Friday, 7 November 2014: 9:15 AM
Madison Ballroom (Madison Concourse Hotel)
Over the past two decades, a brief mention in a few literature articles, the author's direct observations, and abundant imagery from other storm observers, have documented a class of an accessory tornadic vortex known as the satellite tornado (ST). The ST accompanies a much longer-lived, typically larger and higher-damage-rated main tornado (MT), around which it often orbits within the periphery of the same mesocyclone. Despite that close association, the ST is not a subvortex of the same tornadic circulation as the MT. Instead, visual and mobile-radar observations (each presented herein) strongly indicate that the ST and MT are separate and distinct from one another, except for a few cases where the MT eventually absorbs the ST. A list of 39 STs has been compiled so far, likely to grow as more historic information and newly observed events are documented. Many STs are not found in Storm Data, or are noted only in remarks; therefore, this is an independent dataset.
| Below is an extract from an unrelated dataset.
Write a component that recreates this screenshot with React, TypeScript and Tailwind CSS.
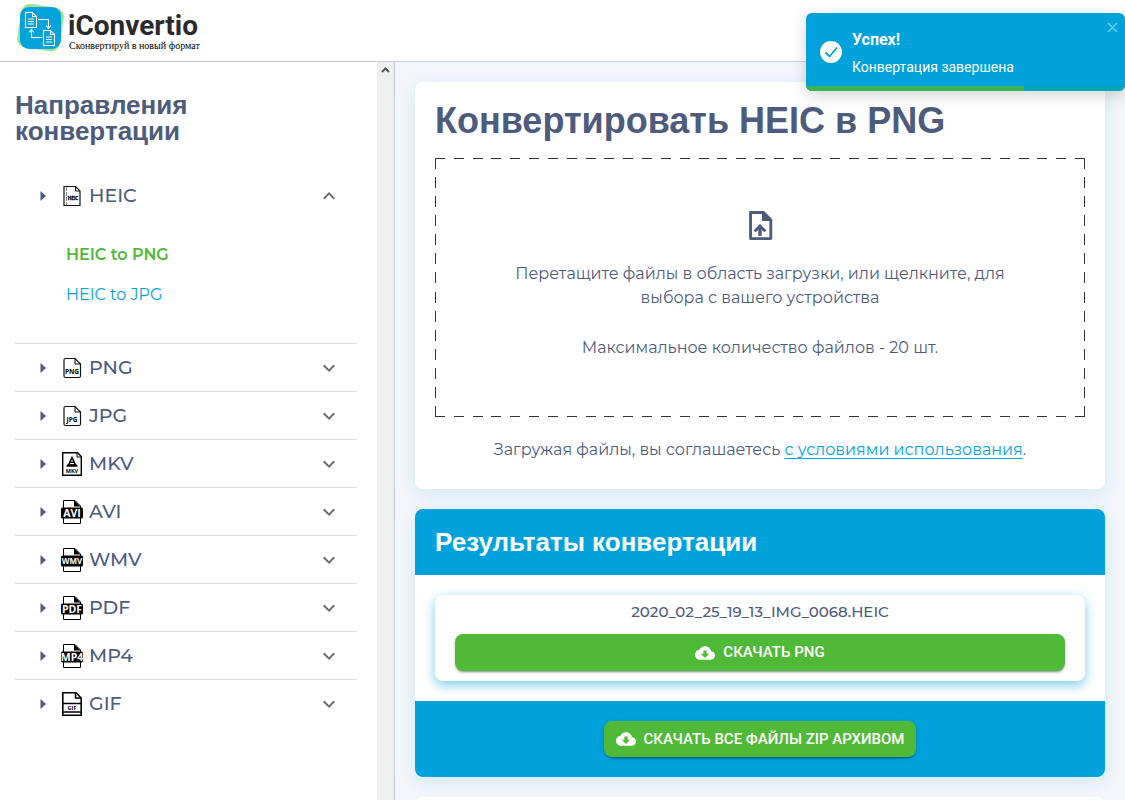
import type { ReactNode } from "react";

const dashedFrame =
  "bg-[repeating-linear-gradient(90deg,#333_0_10px,transparent_10px_calc((100%-10px)/34)),repeating-linear-gradient(90deg,#333_0_10px,transparent_10px_calc((100%-10px)/34)),repeating-linear-gradient(180deg,#333_0_11px,transparent_11px_calc((100%-11px)/13)),repeating-linear-gradient(180deg,#333_0_11px,transparent_11px_calc((100%-11px)/13))] bg-[size:100%_1px,100%_1px,1px_100%,1px_100%] bg-[position:0_0,0_100%,0_0,100%_0] bg-no-repeat";

type Kind = "outline" | "heic" | "mkv" | "band" | "gif";

const formats: { name: string; kind: Kind }[] = [
  { name: "PNG", kind: "outline" },
  { name: "JPG", kind: "outline" },
  { name: "MKV", kind: "mkv" },
  { name: "AVI", kind: "band" },
  { name: "WMV", kind: "band" },
  { name: "PDF", kind: "band" },
  { name: "MP4", kind: "band" },
  { name: "GIF", kind: "gif" },
];

function FormatIcon({ name, kind }: { name: string; kind: Kind }) {
  const label = (y: number, size: number, fill = "#000") => (
    <text x="12" y={y} textAnchor="middle" fontSize={size} fontWeight="700" fill={fill} fontFamily="Open Sans, sans-serif">
      {name}
    </text>
  );
  if (kind === "band") {
    return (
      <svg className="size-6 shrink-0" viewBox="0 0 24 24" aria-hidden="true">
        <path d="M3.500 .5H15L20.500 6V23.500H3.500Z" fill="#fff" stroke="#000" />
        <path d="M14 0 20.500 6.500H14Z" fill="#000" />
        <rect x="1" y="7.500" width="22" height="11" rx="1.500" fill="#000" />
        {label(name === "WMV" ? 16 : 16.8, name === "WMV" ? 8 : 10.5, "#fff")}
      </svg>
    );
  }
  if (kind === "mkv") {
    return (
      <svg className="size-6 shrink-0" viewBox="0 0 24 24" aria-hidden="true">
        <path d="M2.700 .7H17.500L21.300 4.500V23.300H2.700Z" fill="#fff" stroke="#000" strokeWidth="1.400" />
        <path d="M17 .7V5h4.300" fill="none" stroke="#000" />
        <path d="M12 5.500 8.500 13H15.500Z" fill="none" stroke="#000" strokeWidth="1.500" />
        <path d="M10 9.500h4v1.500h-4zM7 12.500h10l.8 2.200H6.200z" fill="#000" />
        {label(21.3, 5.5)}
      </svg>
    );
  }
  if (kind === "gif") {
    return (
      <svg className="size-6 shrink-0" viewBox="0 0 24 24" aria-hidden="true">
        <path d="M2.800 .8H16L21.200 6V23.200H2.800Z" fill="#fff" stroke="#000" strokeWidth="1.600" />
        <path d="M15.500 1V6H21M3 11.500H21M3 20H21" fill="none" stroke="#000" strokeWidth="1.500" />
        {label(17.8, 5.5)}
      </svg>
    );
  }
  return (
    <svg className="size-6 shrink-0" viewBox="0 0 24 24" aria-hidden="true">
      <path
        d={kind === "heic" ? "M4 2.500H15.500L20 7V21.500H4Z" : "M5.500 2.500H15L20.500 8V20Q20.500 21.500 19 21.500H5.500Q4 21.500 4 20V4Q4 2.500 5.500 2.500"}
        fill="#fff"
        stroke="#111"
        strokeWidth="1.200"
      />
      <path d={kind === "heic" ? "M15.500 2.500V7H20" : "M15 2.500V8H20.500"} fill="none" stroke="#111" />
      {kind === "heic" && <path d="M6.500 3V21" stroke="#888" strokeDasharray="4 1" />}
      {kind === "heic" ? (
        <text x="13" y="15.500" textAnchor="middle" fontSize="4.500" fontWeight="700" stroke="#000" strokeWidth=".3" fontFamily="Open Sans, sans-serif">
          {name}
        </text>
      ) : (
        label(17.5, 6.5)
      )}
    </svg>
  );
}

function Caret() {
  return (
    <svg className="h-3 w-2 shrink-0" viewBox="0 0 8 12" aria-hidden="true">
      <path d="M.5 1 6 6 .5 11Z" fill="#4d5b7c" />
    </svg>
  );
}

function Chevron({ up = false }: { up?: boolean }) {
  return (
    <svg className="size-6" viewBox="0 0 24 24" fill="#6f6f6f" aria-hidden="true">
      <path d={up ? "M12 8l-6 6 1.410 1.410L12 10.830l4.590 4.580L18 14z" : "M16.590 8.590 12 13.170 7.410 8.590 6 10l6 6 6-6z"} />
    </svg>
  );
}

function FormatRow({ name, kind, open = false }: { name: string; kind: Kind; open?: boolean }) {
  return (
    <button type="button" aria-expanded={open} className="flex h-12 w-full items-center pr-4 pl-[25px] text-left">
      <Caret />
      <span className="ml-3 flex grow items-center gap-[5px]">
        <FormatIcon name={name} kind={kind} />
        <span className="text-[19px] leading-6 font-medium">{name}</span>
      </span>
      <Chevron up={open} />
    </button>
  );
}

function DownloadButton({ children, wide = false }: { children: ReactNode; wide?: boolean }) {
  return (
    <button
      type="button"
      className={`${wide ? "h-[37px] w-full" : "h-9 px-3"} flex items-center justify-center gap-2 rounded-lg bg-[#50b937] font-[Roboto] text-[15px] font-medium text-white uppercase shadow-[0_3px_1px_-2px_rgba(0,0,0,0.2),0_2px_2px_0_rgba(0,0,0,0.14),0_1px_5px_0_rgba(0,0,0,0.12)]`}
    >
      <svg className="size-5" viewBox="0 0 24 24" fill="currentColor" aria-hidden="true">
        <path d="M19.350 10.040C18.670 6.590 15.640 4 12 4 9.110 4 6.600 5.640 5.350 8.040 2.340 8.360 0 10.910 0 14c0 3.310 2.690 6 6 6h13c2.760 0 5-2.240 5-5 0-2.640-2.050-4.780-4.650-4.960zM17 13l-5 5-5-5h3V9h4v4h3z" />
      </svg>
      {children}
    </button>
  );
}

function Logo() {
  return (
    <svg className="size-12 shrink-0" viewBox="0 0 48 48" aria-hidden="true">
      <rect x="3" y="1.500" width="43" height="44" rx="9" fill="#9fe09a" transform="rotate(9 24 24)" />
      <rect x="4" y="3" width="41" height="42" rx="9" fill="#00a2dc" />
      <g fill="none" stroke="#fff" strokeWidth="1.100">
        <path d="M9.500 8.500H16.500L20.500 12.500V23.500H9.500ZM16.500 8.500V12.500H20.500M12 15h6M12 17.500h6M12 20h6" />
        <path d="M27.500 26.500H34.500L38.500 30.500V41.500H27.500ZM34.500 26.500V30.500H38.500M30 33h6M30 35.500h6M30 38h6" />
        <path d="M22 15.500H32.500V23.500M30 21.500 32.500 24.500 35 21.500M26 33.500H15.500V26M13 28.500 15.500 25.500 18 28.500" />
      </g>
    </svg>
  );
}

export default function App() {
  return (
    <div className="flex h-screen flex-col overflow-hidden bg-white font-[Montserrat,Inter,sans-serif] text-[#4d5b7c]">
      <header className="flex h-[62px] shrink-0 items-start border-b border-[#c7cbdc] pt-1 pl-4">
        <a href="#home" className="flex items-start gap-1">
          <Logo />
          <span className="block pt-2 text-[#2a2a2a]">
            <span className="block font-[Roboto] text-[28px] leading-7 font-bold">iConvertio</span>
            <span className="block pl-px font-['Liberation_Serif'] text-[10px] leading-3 text-black">Сконвертируй в новый формат</span>
          </span>
        </a>
      </header>

      <div className="flex min-h-0 grow">
        <aside className="flex w-[395px] shrink-0 border-r border-[#c7cbdc]">
          <nav className="grow pt-[30px] pr-5 pl-[15px]">
            <h2 className="font-['Liberation_Sans'] text-[26px] leading-[26px] font-bold">
              Направления
              <br />
              конвертации
            </h2>
            <div className="mt-7 border-b border-[#dedede] pb-7">
              <FormatRow name="HEIC" kind="heic" open />
              <ul className="mt-[15px] pl-[51px]">
                <li className="flex h-10 items-center font-semibold text-[#50b937]">
                  <a href="#heic-png">HEIC to PNG</a>
                </li>
                <li className="flex h-10 items-center text-[#00a2dc]">
                  <a href="#heic-jpg">HEIC to JPG</a>
                </li>
              </ul>
            </div>
            <ul>
              {formats.map((format) => (
                <li key={format.name} className="flex h-12 items-start border-b border-[#dedede] last:border-b-0">
                  <FormatRow {...format} />
                </li>
              ))}
            </ul>
          </nav>
          <div className="flex w-[17px] shrink-0 justify-center bg-[#efefef] pt-1" aria-hidden="true">
            <svg className="h-2 w-[9px]" viewBox="0 0 9 8">
              <path d="M1 6 4.500 2.500 8 6" fill="none" stroke="#555" strokeWidth="2" />
            </svg>
          </div>
        </aside>

        <main className="flex min-w-0 grow flex-col gap-5 overflow-hidden bg-[#f4f6fb] p-5">
          <section className="shrink-0 rounded-lg bg-white px-5 pb-[27px] shadow-[0_5px_20px_rgba(0,162,220,0.14)]">
            <h1 className="pt-[19px] font-['Liberation_Sans'] text-[36px] leading-10 font-bold">Конвертировать HEIC в PNG</h1>
            <button type="button" className={`mt-[17px] flex h-[259px] w-full flex-col items-center pt-[50px] ${dashedFrame}`}>
              <svg className="size-9" viewBox="0 0 24 24" fill="none" stroke="#4d5b7c" strokeWidth="1.900" aria-hidden="true">
                <path d="M5.700 3H14.300L19.200 7.900V20.400H5.700Z" strokeLinejoin="round" />
                <path d="M13.300 2.500V8.700H19.500Z" fill="#4d5b7c" stroke="none" />
                <path d="M12 10.600 16.200 14.800 15.100 16.100 13.100 14.600V18.600H10.900V14.600L8.900 16.100 7.800 14.800Z" fill="#4d5b7c" stroke="none" />
              </svg>
              <span className="mt-[18px] max-w-[520px] leading-6">
                Перетащите файлы в область загрузки, или щелкните, для
                <br />
                выбора с вашего устройства
              </span>
              <span className="mt-[26px] leading-6">Максимальное количество файлов - 20 шт.</span>
            </button>
            <p className="mt-[21px] text-center leading-6">
              Загружая файлы, вы соглашаетесь{" "}
              <a href="#terms" className="text-[#00a2dc] underline underline-offset-3">
                с условиями использования
              </a>
              .
            </p>
          </section>

          <section className="shrink-0 overflow-hidden rounded-lg bg-white shadow-[0_5px_20px_rgba(0,162,220,0.14)]">
            <h2 className="flex h-[66px] items-center bg-[#00a2dc] px-5 font-['Liberation_Sans'] text-[26px] font-bold text-white">
              Результаты конвертации
            </h2>
            <div className="p-5">
              <div className="rounded-lg px-5 pt-[5px] pb-[10px] shadow-[0_4px_12px_rgba(0,162,220,0.55)]">
                <p className="mb-[10px] text-center text-[15px] leading-6 font-medium">2020_02_25_19_13_IMG_0068.HEIC</p>
                <DownloadButton wide>Скачать PNG</DownloadButton>
              </div>
            </div>
            <div className="flex h-[76px] items-center justify-center bg-[#00a2dc]">
              <DownloadButton>Скачать все файлы ZIP архивом</DownloadButton>
            </div>
          </section>
          <section className="h-24 shrink-0 rounded-lg bg-white" />
        </main>
      </div>

      <div
        role="status"
        className="absolute top-[13px] right-0 flex h-[78px] w-[319px] overflow-hidden rounded-md bg-[#00a2dc] pt-[15px] pl-[14px] font-[Roboto] text-white shadow-[0_4px_16px_rgba(0,0,0,0.18)]"
      >
        <svg className="mt-[13px] size-[22px] shrink-0" viewBox="0 0 22 22" aria-hidden="true">
          <circle cx="11" cy="11" r="11" fill="#fff" />
          <path d="M5.500 11.500 9.500 15.500 17 6.500" fill="none" stroke="#00a2dc" strokeWidth="1.800" />
        </svg>
        <div className="ml-[10px]">
          <p className="text-base leading-6 font-bold">Успех!</p>
          <p className="mt-[3px] text-sm leading-6">Конвертация завершена</p>
        </div>
        <button type="button" aria-label="Закрыть" className="absolute top-[9px] right-[7px] text-white/40">
          <svg className="size-[11px]" viewBox="0 0 11 11" aria-hidden="true">
            <path d="M1 1 10 10M10 1 1 10" stroke="currentColor" strokeWidth="1.700" />
          </svg>
        </button>
        <div className="absolute inset-x-0 bottom-0 h-[5px] bg-[#00a6b4]">
          <div className="h-full w-[218px] bg-[#3db25a]" />
        </div>
      </div>
    </div>
  );
}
The data include all available date, time, location, rating and path information for both the ST and MT in each event. Preliminary analyses show a strong preference for STs to occur around very wide, long-tracked, strong or violent (EF3EF5) MTs with mean path lengths >35 km and widths >1300 m. Historic case descriptions, archetypical examples and geographic distributions also will be presented. ST implications for tornado climatology, damage surveys and spotter safety will be discussed.